WHAT IS NEEDED: Show all lines from the listing below that contain "screenshot".

RECORDS SUPPLIED:
----

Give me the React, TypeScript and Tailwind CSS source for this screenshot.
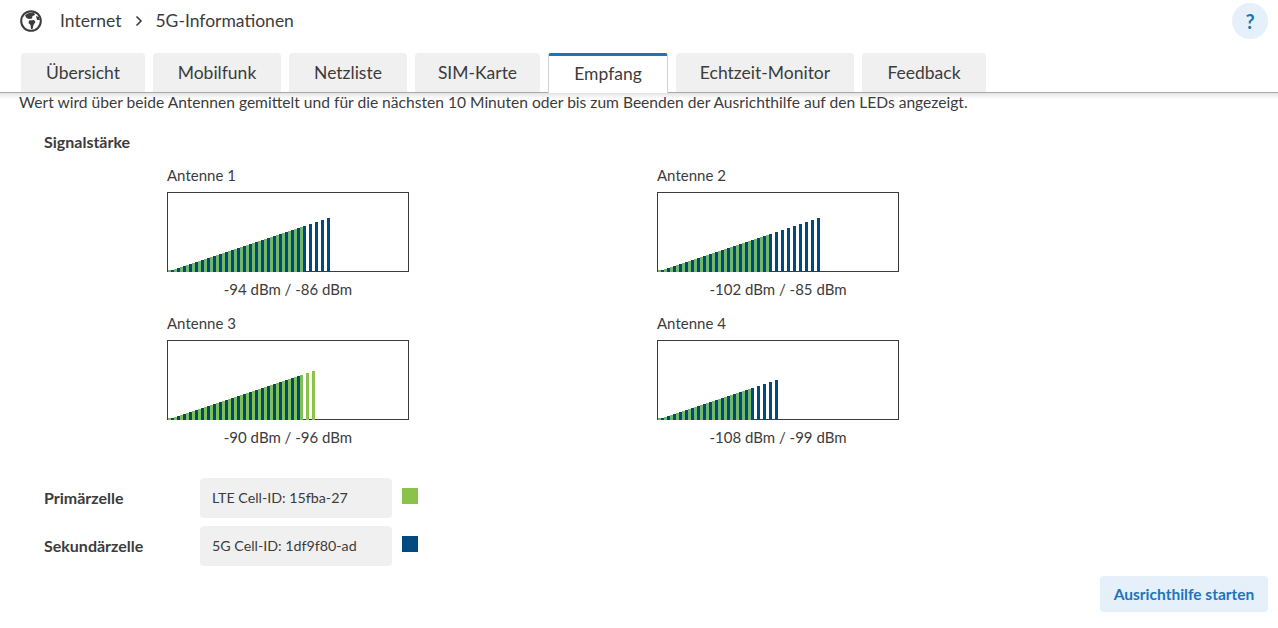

----

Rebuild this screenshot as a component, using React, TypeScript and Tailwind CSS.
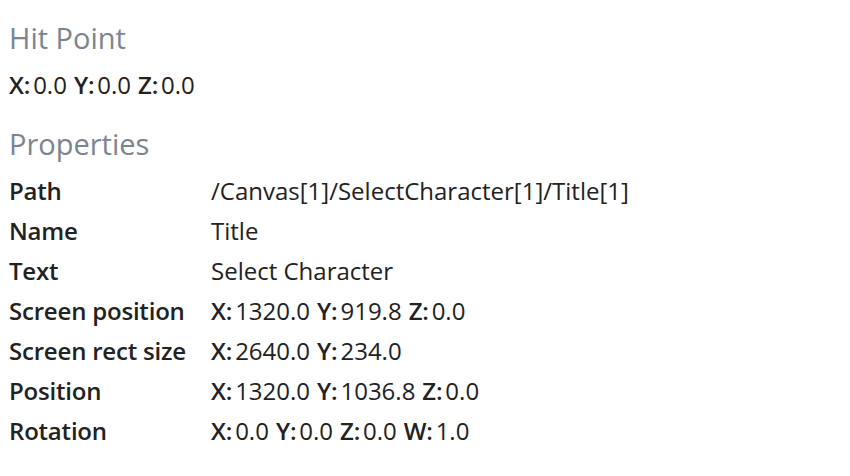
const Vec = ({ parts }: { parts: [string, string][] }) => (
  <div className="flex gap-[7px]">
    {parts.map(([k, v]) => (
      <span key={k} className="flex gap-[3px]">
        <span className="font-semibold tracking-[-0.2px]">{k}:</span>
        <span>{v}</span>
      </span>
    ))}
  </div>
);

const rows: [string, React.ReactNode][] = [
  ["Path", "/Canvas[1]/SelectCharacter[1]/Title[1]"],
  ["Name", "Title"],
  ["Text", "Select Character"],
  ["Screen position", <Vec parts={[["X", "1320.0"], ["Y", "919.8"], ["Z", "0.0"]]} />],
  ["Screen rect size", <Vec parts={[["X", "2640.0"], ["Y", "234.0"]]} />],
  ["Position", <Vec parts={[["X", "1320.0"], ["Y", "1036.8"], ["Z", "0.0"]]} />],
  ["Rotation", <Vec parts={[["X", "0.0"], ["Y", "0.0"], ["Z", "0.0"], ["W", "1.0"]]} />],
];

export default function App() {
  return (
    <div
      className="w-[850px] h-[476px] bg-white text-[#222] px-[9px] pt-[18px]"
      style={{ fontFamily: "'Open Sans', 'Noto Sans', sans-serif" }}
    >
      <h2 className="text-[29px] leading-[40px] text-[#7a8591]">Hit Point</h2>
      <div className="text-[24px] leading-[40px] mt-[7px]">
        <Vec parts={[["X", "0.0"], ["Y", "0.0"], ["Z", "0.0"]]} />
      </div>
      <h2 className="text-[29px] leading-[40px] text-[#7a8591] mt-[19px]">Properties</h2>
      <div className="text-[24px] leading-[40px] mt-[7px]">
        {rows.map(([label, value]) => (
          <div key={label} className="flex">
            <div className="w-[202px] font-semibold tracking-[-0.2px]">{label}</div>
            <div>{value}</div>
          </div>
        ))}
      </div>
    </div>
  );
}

----

EXERCISE SOLUTION:
Give me the React, TypeScript and Tailwind CSS source for this screenshot.
Rebuild this screenshot as a component, using React, TypeScript and Tailwind CSS.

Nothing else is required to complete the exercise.